昔「破局で涙」、今「破局で血」? 今どきの恋愛は「別れたら仕返し」

暴力・執着など…スッキリ別れられない若者たち

兄弟少ない成長環境、何でもすぐ手に入る世代「失うなんて耐えられない」

おとなしい男ほど別れると「DV男」に

子供のころから「怒り」の表現を教えるべき

[ケース1] 先日、大学生のイ・ヨンジンさん(24)はインターネットでログインしようとして、目の前が真っ暗になった。電子メールやミニホームページのパスワードがすべて変えられていたのだ。このため、イさんは入社を志望した会社から来た合格通知のメールを見ることができなかった。さらに、ソーシャル・ネットワーキング・サービス(SNS)「サイワールド」の親しい仲間たちからは、しばらくいじめられた。誰かがイさんのパスワードでミニホームページに侵入して悪口を書き込んだため、誤解を招いたのだ。それから2週間後、イさんの元カノから携帯メールが届いた。「パスワードまた元に戻しておいたから。もしかしてほかの女ができたんじゃないかと思って、確かめたの」

[ケース2] 会社員キム・ジョンミンさん(26)は、2年間交際した彼氏に別れを告げた後、悲惨な状況に陥った。元カレは無理やりキムさんを車に乗せ、暴力を振るい、勤務時間中にもひっきりなしに携帯メールを送りつけ、電話をかけてきたため、日常生活がマヒした。キムさんは「このどん底からいつ抜け出せるのか分からない」と涙ぐんだ。

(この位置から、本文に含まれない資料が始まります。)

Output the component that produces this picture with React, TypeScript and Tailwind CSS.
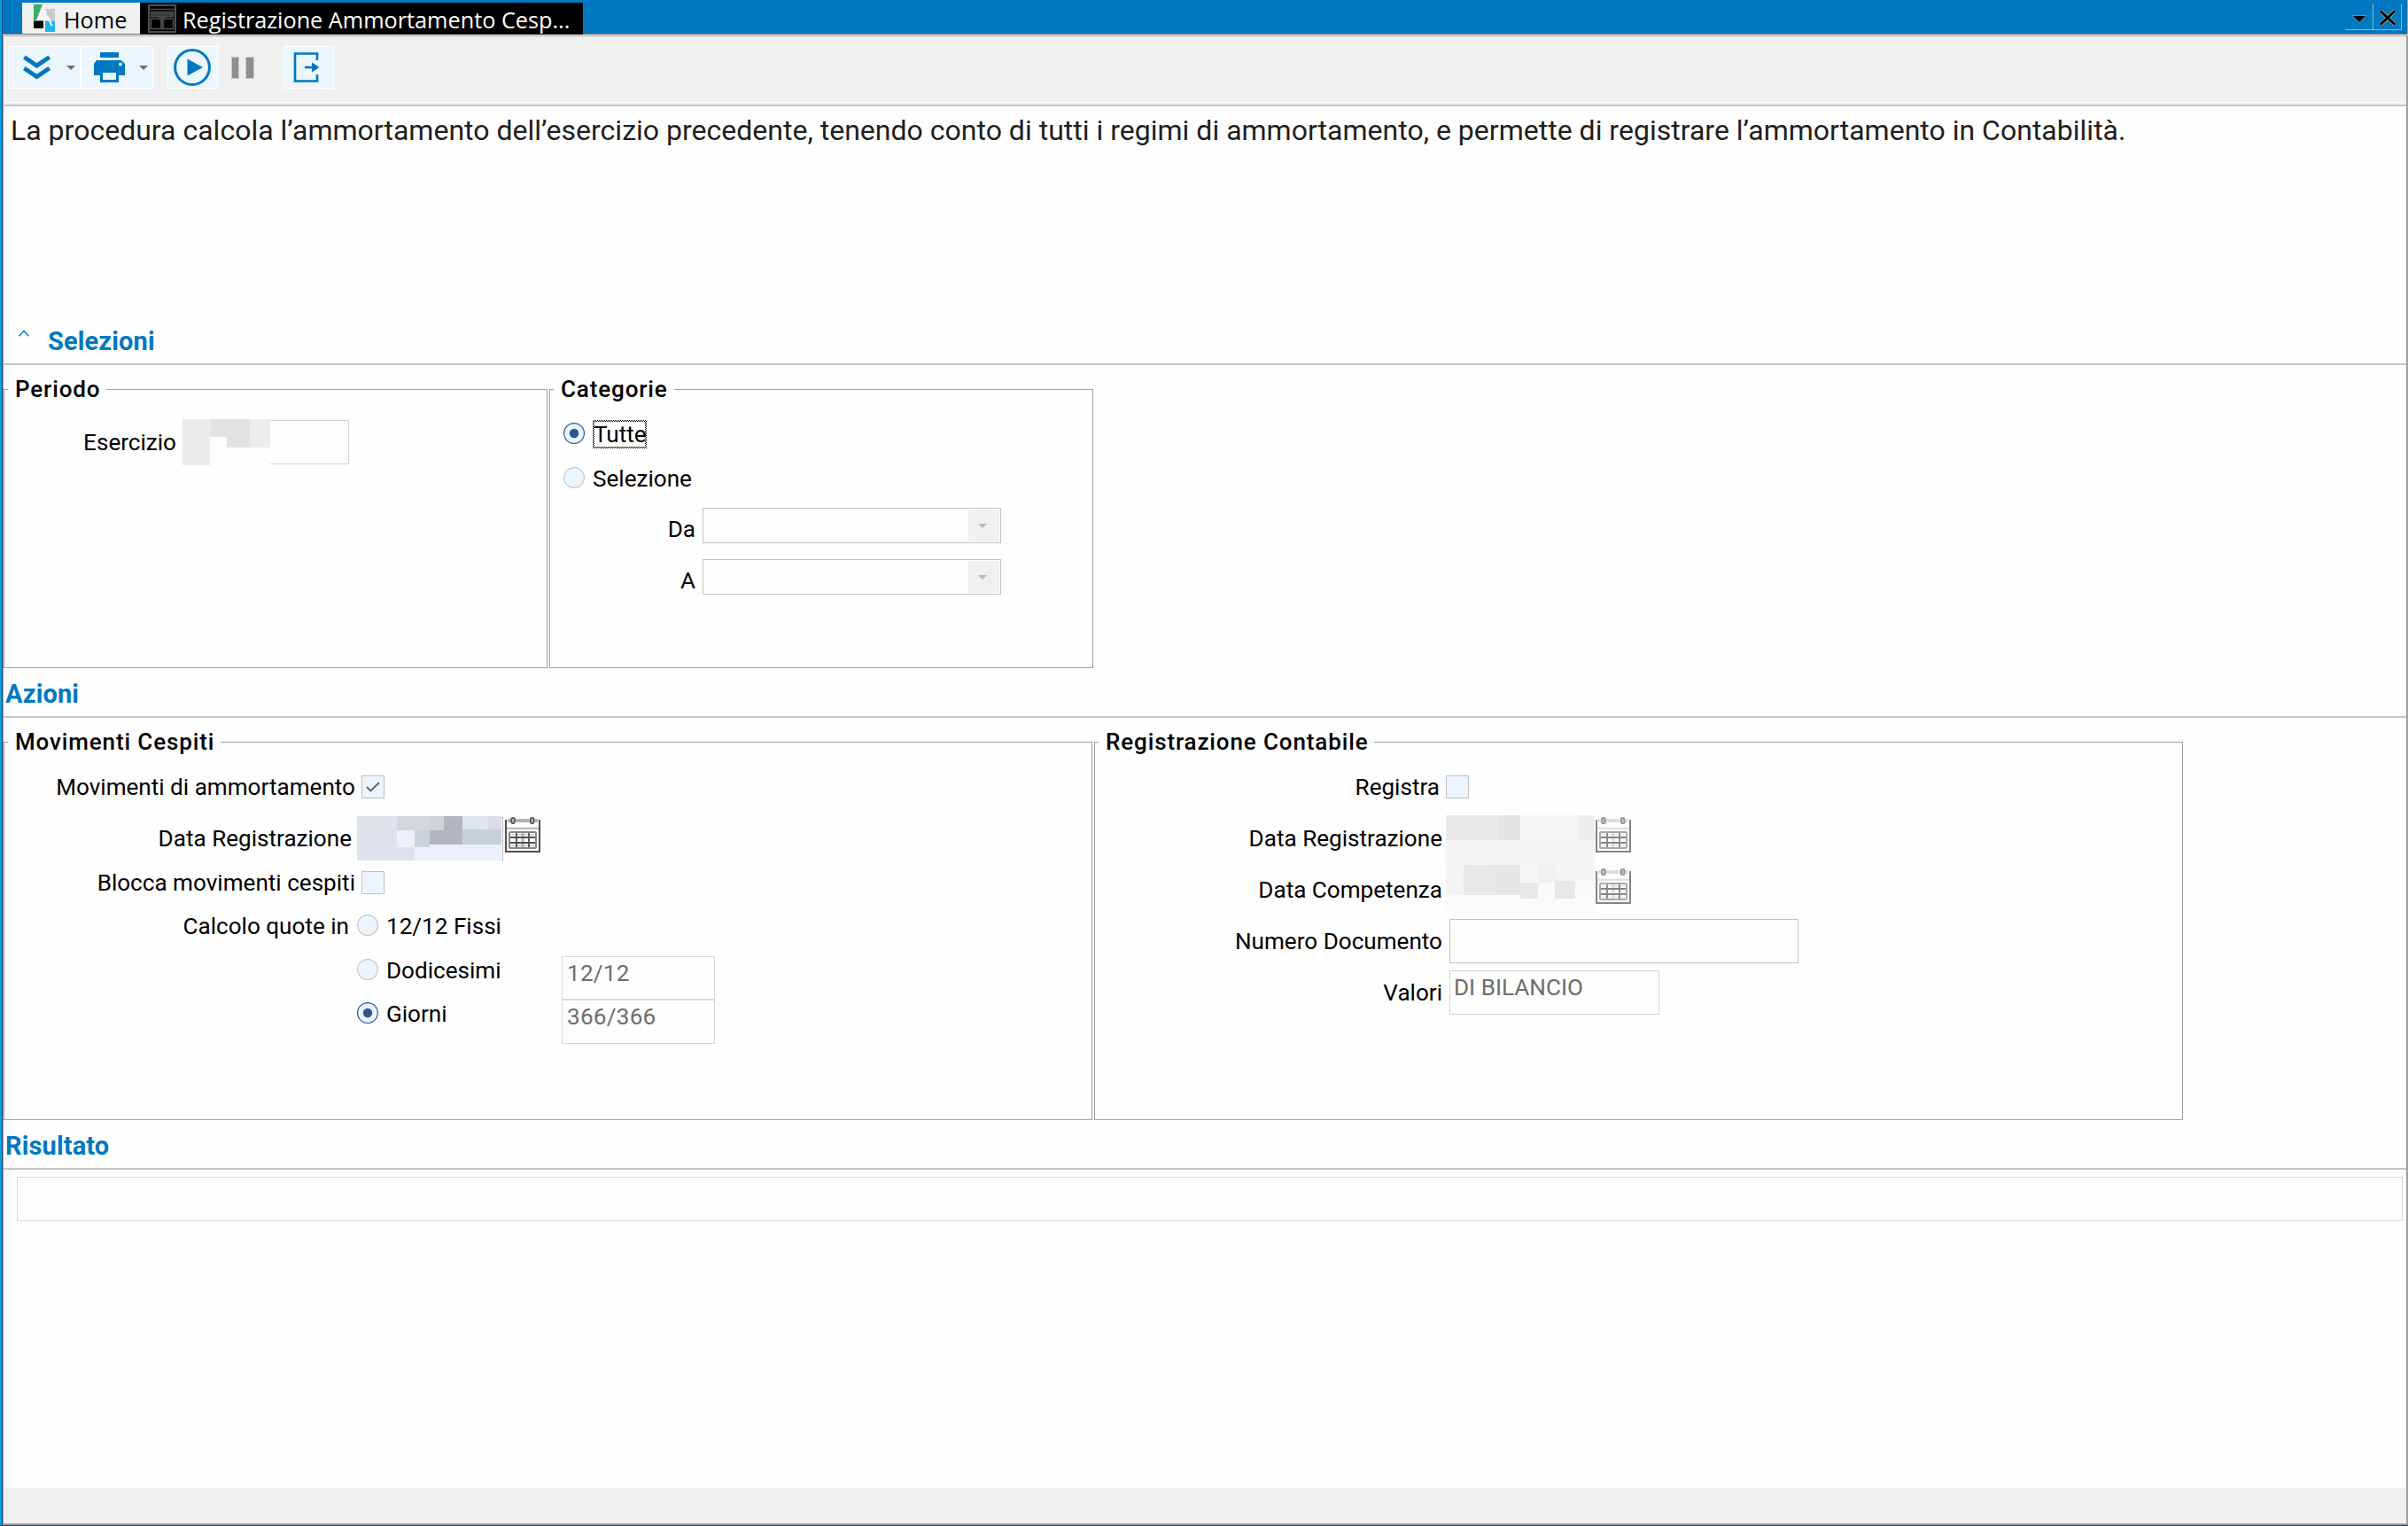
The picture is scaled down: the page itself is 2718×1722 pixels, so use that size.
import type { ReactNode } from "react";

type Block = [x: number, y: number, w: number, h: number, fill: string];

const yearBlocks: Block[] = [
  [0, 0, 99, 52, "#fdfdfd"],
  [0, 0, 31, 52, "#ebebe9"],
  [31, 0, 45, 20, "#e3e3e3"],
  [50, 0, 26, 32, "#e3e3e3"],
  [76, 0, 23, 32, "#ececec"],
];

const dateBlocks: Block[] = [
  [0, 0, 163, 50, "#dee2ea"],
  [0, 0, 29, 16, "#dfe2e5"],
  [45, 0, 37, 16, "#d3d8db"],
  [82, 0, 16, 16, "#cfd4d6"],
  [98, 0, 21, 32, "#b2b6c0"],
  [119, 0, 29, 15, "#e0e6ee"],
  [148, 0, 15, 15, "#d8dee1"],
  [45, 16, 20, 19, "#ebf0fa"],
  [65, 16, 17, 19, "#ccd2da"],
  [82, 16, 16, 16, "#b2b6c0"],
  [119, 15, 44, 17, "#c9cfd7"],
  [65, 35, 17, 15, "#ebf0fa"],
  [82, 32, 37, 18, "#ebf0fa"],
  [119, 32, 44, 18, "#e9f0fa"],
];

const accountingBlocks: Block[] = [
  [0, 0, 168, 112, "#f5f5f5"],
  [0, 0, 60, 28, "#e9e9e9"],
  [60, 0, 24, 28, "#e4e4e4"],
  [84, 0, 65, 28, "#f6f6f6"],
  [149, 0, 19, 28, "#eeeeee"],
  [149, 28, 19, 28, "#f4f4f4"],
  [0, 56, 20, 34, "#f4f4f2"],
  [20, 56, 34, 34, "#e8e8e8"],
  [54, 56, 30, 34, "#e6e8e7"],
  [84, 56, 20, 20, "#f7f7f7"],
  [104, 56, 19, 20, "#f1f1f1"],
  [123, 56, 45, 18, "#f4f4f4"],
  [84, 76, 20, 18, "#e9e9e8"],
  [104, 76, 19, 18, "#fafafa"],
  [123, 74, 23, 20, "#e6e9e7"],
  [146, 74, 22, 20, "#f9f9f9"],
  [0, 90, 84, 22, "#fbfbfb"],
  [84, 94, 84, 18, "#fbfbfb"],
];

function Redacted({ blocks, width, height }: { blocks: Block[]; width: number; height: number }) {
  return (
    <svg width={width} height={height} shapeRendering="crispEdges" className="shrink-0">
      {blocks.map(([x, y, w, h, fill], i) => (
        <rect key={i} x={x} y={y} width={w} height={h} fill={fill} />
      ))}
    </svg>
  );
}

function CalendarIcon({ disabled = false }: { disabled?: boolean }) {
  const dark = disabled ? "#858585" : "#4f4f4f";
  const mid = disabled ? "#a9a9a9" : "#858585";
  const light = disabled ? "#dedede" : "#b4b4b4";
  const ring = disabled ? "#949494" : "#5c5c5c";
  return (
    <svg width="40" height="40" viewBox="0 0 40 40" fill="none" className="shrink-0">
      <path d="M3 2H37V6H3Z" fill={light} />
      <path d="M1 3V39H39V3" stroke={dark} strokeWidth="2" />
      <path d="M2 12.8H38" stroke={light} strokeWidth="2" />
      <rect x="7.3" y="1" width="3.4" height="6" rx="1.2" fill="#ddd" stroke={ring} strokeWidth="2" />
      <rect x="29" y="1" width="3.4" height="6" rx="1.2" fill="#ddd" stroke={ring} strokeWidth="2" />
      <rect x="5" y="17" width="30" height="18" rx="1.5" stroke={mid} strokeWidth="2" />
      <path d="M7 20H33M7 32.5H33" stroke={light} strokeWidth="1" />
      <path d="M20 18V34" stroke={light} strokeWidth="3.4" />
      <path d="M6 23H34M6 29H34M13 18V34M27 18V34" stroke={dark} strokeWidth="1.8" />
    </svg>
  );
}

function Radio({ checked = false }: { checked?: boolean }) {
  return (
    <svg width="24" height="24" viewBox="0 0 24 24" className="shrink-0">
      <circle cx="12" cy="12" r="11.4" fill="#ecf4fd" stroke={checked ? "#2b579a" : "#c6c6c6"} strokeWidth="1.2" />
      {checked && <circle cx="12" cy="12" r="5.2" fill="#2b579a" />}
    </svg>
  );
}

function Checkbox({ checked = false }: { checked?: boolean }) {
  return (
    <span className="flex h-[26px] w-[26px] shrink-0 items-center justify-center border border-[#c0c0c0] bg-[#ecf4fd]">
      {checked && (
        <svg width="16" height="12" viewBox="0 0 16 12" fill="none">
          <path d="M1 6L5.5 10.5L15 1" stroke="#666" strokeWidth="1.9" />
        </svg>
      )}
    </span>
  );
}

function Combo() {
  return (
    <div className="flex h-10 w-[337px] justify-end border border-[#c3c3c3] p-px">
      <span className="flex w-[35px] items-center justify-center bg-[#f0f0f0] pr-1">
        <svg width="10" height="5" viewBox="0 0 10 5">
          <path d="M0 0H10L5 5Z" fill="#b9b9b9" />
        </svg>
      </span>
    </div>
  );
}

function SectionTitle({ children }: { children: ReactNode }) {
  return (
    <h2 className="flex h-[52px] items-center border-b-2 border-[#c6c6c6] text-[29px] font-bold tracking-[0.13px] text-[#0078c0]">
      {children}
    </h2>
  );
}

function Panel({ title, className, children }: { title: string; className: string; children: ReactNode }) {
  return (
    <fieldset className={`border border-[#a0a0a0] ${className}`}>
      <legend className="ml-1 h-[31px] pr-[7px] pl-2 text-[26px] leading-[31px] font-medium tracking-[0.87px]">{title}</legend>
      {children}
    </fieldset>
  );
}

function TabBar() {
  return (
    <div className="flex h-[38px] items-start bg-[#0078c0] pt-[3px] pl-[22px]">
      <div className="flex h-[35px] w-[133px] items-start bg-[#f0f0f0] pl-[13px] text-[25.25px] text-black">
        <svg width="24" height="31" viewBox="0 0 24 31" className="mt-0.5">
          <path d="M0 0H10L3 18H0Z" fill="#3dae68" />
          <path d="M13 5H24V18H19L16 13H13Z" fill="#c9c9c9" />
          <path d="M0 18.5H11V27H0Z" fill="#000" />
          <path d="M13 18.5H24V31H13Z" fill="#22b5ea" />
          <path d="M10 4L5.5 15.5H14.5M13.5 7V17.5M16 14L20.5 24" stroke="#fff" strokeWidth="2" fill="none" />
        </svg>
        <span className="pt-[3px] pl-[10px]">Home</span>
      </div>
      <div className="relative flex h-9 w-[500px] items-start bg-black pl-[9px] text-[25.25px] text-white">
        <svg width="32" height="32" viewBox="0 0 32 32" fill="none" stroke="#4f4f4f" className="mt-0.5">
          <rect x="1" y="1" width="30" height="30" strokeWidth="2" />
          <path d="M2 5.5H30" strokeWidth="1.4" />
          <rect x="3.5" y="8.5" width="25" height="5" fill="#333" strokeWidth="1.4" />
          <path d="M3 11H29" strokeWidth="1" />
          <rect x="3.5" y="16" width="25" height="11.5" strokeWidth="1.6" />
          <path d="M12 15.5H20M16 15V28" stroke="#444" strokeWidth="4" />
        </svg>
        <span className="pt-[3px] pl-[7px]">Registrazione Ammortamento Cesp...</span>
      </div>
      <div className="mt-px mr-1.5 ml-auto flex h-[30px] border-b border-[#7cbbe2]">
        <span className="flex w-8 justify-center border-r border-[#7cbbe2] pt-[13px]">
          <svg width="18" height="9" viewBox="0 0 18 9">
            <path d="M1 0.5H17L9 8.5Z" fill="#000" stroke="#9a9a9a" strokeWidth="0.8" />
          </svg>
        </span>
        <span className="flex w-8 justify-center border-r border-[#7cbbe2] pt-[7px]">
          <svg width="20" height="18" viewBox="0 0 20 18">
            <path d="M2 1.5L18 16.5M18 1.5L2 16.5" stroke="#a8a8a8" strokeWidth="4.4" />
            <path d="M2 1.5L18 16.5M18 1.5L2 16.5" stroke="#000" strokeWidth="3" />
          </svg>
        </span>
      </div>
    </div>
  );
}

function DropArrow() {
  return (
    <svg width="10" height="5" viewBox="0 0 10 5">
      <path d="M0 0H10L5 5Z" fill="#6d6d6d" />
    </svg>
  );
}

function Toolbar() {
  return (
    <div className="h-[79px] border-b-2 border-[#c6c6c6] bg-[#f0f0f0] pb-0.5 pl-0.5">
      <div className="flex h-[75px] items-start border-b border-l border-white pt-[11px] pl-0.5">
        <button className="flex h-12 w-[82px] items-center border border-white bg-[#ebf6fd] pl-4">
          <svg width="32" height="28" viewBox="0 0 32 28" fill="none" stroke="#0078c0" strokeWidth="4.8">
            <path d="M1.3 2.5L15.5 12L29.7 2.5M1.3 15L15.5 24.5L29.7 15" />
          </svg>
          <span className="pl-[17px]">
            <DropArrow />
          </span>
        </button>
        <button className="flex h-12 w-[82px] items-center border border-white bg-[#ebf6fd] pl-[14px]">
          <svg width="36" height="34" viewBox="0 0 36 34">
            <path d="M7 0H28V6H7Z" fill="#0078c0" />
            <path d="M3 9H31L35 13V26H28V21H7V26H0V13Z" fill="#0078c0" />
            <path d="M8.5 21.5H26.5V32.5H8.5Z" fill="#ebf6fd" stroke="#0078c0" strokeWidth="3" />
            <circle cx="30" cy="13.5" r="2" fill="#ebf6fd" />
          </svg>
          <span className="pl-[15px]">
            <DropArrow />
          </span>
        </button>
        <button className="ml-4 flex h-12 w-[57px] items-center border border-white bg-[#ebf6fd] pl-[5px]">
          <svg width="44" height="44" viewBox="0 0 44 44">
            <circle cx="22" cy="22" r="19.4" fill="none" stroke="#0078c0" strokeWidth="3" />
            <path d="M16.5 12.5L34 22L16.5 31.5Z" fill="#0078c0" />
          </svg>
        </button>
        <span className="ml-[15px] flex h-12 w-[26px] items-center justify-between">
          <span className="h-[25px] w-[9px] border border-[#c8c8c8] bg-[#8f8f8f]" />
          <span className="h-[25px] w-[10px] border border-[#c8c8c8] bg-[#8f8f8f]" />
        </span>
        <button className="ml-[33px] flex h-12 w-[57px] items-center border border-white bg-[#ebf6fd] pl-[10px]">
          <svg width="31" height="34" viewBox="0 0 31 34" fill="none">
            <path d="M27 9V1.5H2V32.5H27V25" stroke="#0078c0" strokeWidth="2.6" />
            <path d="M13 17H24" stroke="#0078c0" strokeWidth="2.6" />
            <path d="M21 11.5L29.5 17L21 22.5Z" fill="#0078c0" />
          </svg>
        </button>
      </div>
    </div>
  );
}

function App() {
  return (
    <div className="flex h-[1722px] w-[2718px] flex-col border-b border-[#26395c] bg-[#a0a0a0] font-['Roboto',sans-serif] text-[26.1px] leading-8 text-black">
      <div className="flex min-h-0 flex-1">
        <div className="w-0.5 bg-[#00a2ed]" />
        <div className="w-px bg-[#1d4a68]" />
        <div className="flex min-w-0 flex-1 flex-col">
          <div className="mr-px h-[39px] bg-[#6b6b6b] font-['Open_Sans',sans-serif]">
            <TabBar />
          </div>
          <div className="h-px bg-white" />
          <div className="mt-px mr-0.5 mb-0.5 ml-px flex flex-1 flex-col bg-[#fefefe]">
            <Toolbar />

            <p className="h-60 pl-2 text-[32px] leading-[54px] tracking-[0.01px] whitespace-nowrap text-[#1f1f1f]">
              La procedura calcola l’ammortamento dell’esercizio precedente, tenendo conto di tutti i regimi di
              ammortamento, e permette di registrare l’ammortamento in Contabilità.
            </p>

            <SectionTitle>
              <svg width="12" height="8" viewBox="0 0 12 8" fill="none" className="mt-3 ml-[17px] self-start">
                <path d="M0.7 7.3L6 1.2L11.3 7.3" stroke="#0078c0" strokeWidth="1.3" />
              </svg>
              <span className="ml-[21px]">Selezioni</span>
            </SectionTitle>

            <div className="mt-3 flex gap-0.5">
              <Panel title="Periodo" className="h-[330px] w-[614px]">
                <div className="mt-[18px] flex h-[52px] items-center">
                  <label className="w-[194px] text-right">Esercizio</label>
                  <div className="ml-[7px] flex items-center">
                    <Redacted blocks={yearBlocks} width={99} height={52} />
                    <span className="h-[50px] w-[89px] border border-l-0 border-[#d4d4d4]" />
                  </div>
                </div>
              </Panel>
              <Panel title="Categorie" className="h-[330px] w-[614px]">
                <label className="mt-[19px] ml-[15px] flex h-8 items-center">
                  <span className="mb-0.5">
                    <Radio checked />
                  </span>
                  {/* focus ring */}
                  <span className="ml-[9px] h-8 w-[61px] bg-[repeating-conic-gradient(#000_0_25%,#fff_0_50%)] bg-[length:2px_2px] p-0.5">
                    <span className="block h-7 w-[57px] bg-white leading-7">
                      <span className="-ml-px">Tutte</span>
                    </span>
                  </span>
                </label>
                <label className="mt-[18px] ml-[15px] flex h-8 items-center">
                  <span className="mb-0.5">
                    <Radio />
                  </span>
                  <span className="ml-[9px]">Selezione</span>
                </label>
                <div className="mt-[17px] flex h-10">
                  <label className="w-[164px] pt-2 text-right">Da</label>
                  <span className="ml-2">
                    <Combo />
                  </span>
                </div>
                <div className="mt-[18px] flex h-10">
                  <label className="w-[164px] pt-2 text-right">A</label>
                  <span className="ml-2">
                    <Combo />
                  </span>
                </div>
              </Panel>
            </div>

            <div className="mt-1">
              <SectionTitle>
                <span className="ml-0.5">Azioni</span>
              </SectionTitle>
            </div>

            <div className="mt-3 flex gap-0.5">
              <Panel title="Movimenti Cespiti" className="h-[442px] w-[1229px]">
                <div className="mt-[22px] flex h-[26px] items-center">
                  <label className="mr-[7px] w-[396px] text-right">Movimenti di ammortamento</label>
                  <Checkbox checked />
                </div>
                <div className="mt-5 flex h-[50px] items-center">
                  <label className="mr-1.5 w-[392px] text-right">Data Registrazione</label>
                  <Redacted blocks={dateBlocks} width={163} height={50} />
                  <span className="mr-0.5 h-[49px] w-0.5 self-end border border-l-0 border-[#bdbdbd]" />
                  <span className="mt-px self-start">
                    <CalendarIcon />
                  </span>
                </div>
                <div className="mt-3 flex h-[26px] items-center">
                  <label className="mr-[7px] w-[396px] text-right">Blocca movimenti cespiti</label>
                  <Checkbox />
                </div>
                <div className="mt-[23px] flex h-6 items-center">
                  <span className="mr-[9px] w-[389px] pt-0.5 text-right">Calcolo quote in</span>
                  <Radio />
                  <label className="pt-0.5 pl-[9px]">12/12 Fissi</label>
                </div>
                <div className="mt-[23px] ml-[398px] flex">
                  <div className="flex w-[231px] flex-col gap-[25px] pt-[3px]">
                    <div className="flex h-6 items-center">
                      <Radio />
                      <label className="pt-0.5 pl-[9px]">Dodicesimi</label>
                    </div>
                    <div className="flex h-6 items-center">
                      <Radio checked />
                      <label className="pt-px pl-[9px]">Giorni</label>
                    </div>
                  </div>
                  <div className="w-[173px] leading-9 tracking-[0.25px] text-[#6d6d6d]">
                    <div className="h-[49px] border border-[#d9d9d9] pl-[5px]">12/12</div>
                    <div className="h-[50px] border border-[#d9d9d9] pl-[5px]">366/366</div>
                  </div>
                </div>
              </Panel>

              <Panel title="Registrazione Contabile" className="h-[442px] w-[1229px]">
                <div className="mt-[22px] flex h-[26px] items-center">
                  <label className="mr-[7px] w-[389px] text-right">Registra</label>
                  <Checkbox />
                </div>
                <div className="mt-[19px] flex h-28">
                  <div className="mr-1 flex w-[392px] flex-col text-right">
                    <label className="h-[52px] leading-[52px]">Data Registrazione</label>
                    <label className="h-[60px] leading-[64px]">Data Competenza</label>
                  </div>
                  <Redacted blocks={accountingBlocks} width={168} height={112} />
                  <div className="ml-px flex flex-col gap-[18px] pt-0.5">
                    <CalendarIcon disabled />
                    <CalendarIcon disabled />
                  </div>
                </div>
                <div className="mt-[5px] flex h-[50px] items-center">
                  <label className="mr-2 w-[392px] text-right">Numero Documento</label>
                  <span className="h-[50px] w-[394px] border border-[#c3c3c3]" />
                </div>
                <div className="mt-2 flex h-[50px] items-center">
                  <label className="mr-2 w-[392px] text-right">Valori</label>
                  <span className="h-[50px] w-[237px] border border-[#d4d4d4] pl-1 leading-9 text-[#6d6d6d]">
                    DI BILANCIO
                  </span>
                </div>
              </Panel>
            </div>

            <div className="mt-1">
              <SectionTitle>
                <span className="ml-0.5">Risultato</span>
              </SectionTitle>
            </div>
            <div className="mt-2 mr-1 ml-[15px] h-[50px] border border-[#d9d9d9]" />

            <div className="mt-auto h-10 bg-[#f0f0f0]" />
          </div>
        </div>
      </div>
    </div>
  );
}

export default App;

 度を越えた「破局後の仕返し」が増えている。恋人と別れ、感情のコントロールができなくなり、相手に執着するのは昨日今日のことではない。問題は、以前に比べ怒りを抑えられなくなった人々の数が確実に増えているということ、そしてインターネット・携帯電話といった通信技術の発達により仕返しの方法が多様化したということだ。

◆兄弟の数少なく自己中心的な態度が「DV」に 

 専門家らは、「兄弟の数が少ない環境で自己中心的に成長してきた影響が大きい」と分析している。精神科専門医のパク・チンセン院長は、フロイトの精神分析学を引用、「人間の行動を左右する原則には、現実原則(現実に適応するため欲求充足を自制すること)と快感原則(快楽を追い求めようとする傾向)があるが、新世代の若者たちは快感原則により強く支配されている」と説明する。言い換えると、「以前は兄弟が多く、我慢して仕方なく順応しなければならない状況が多かったが、最近は親が簡単に欲求を満たしてくれるので、快感原則に支配されるケースが多い。だから葛藤(かっとう)を処理するのも未熟」ということだ。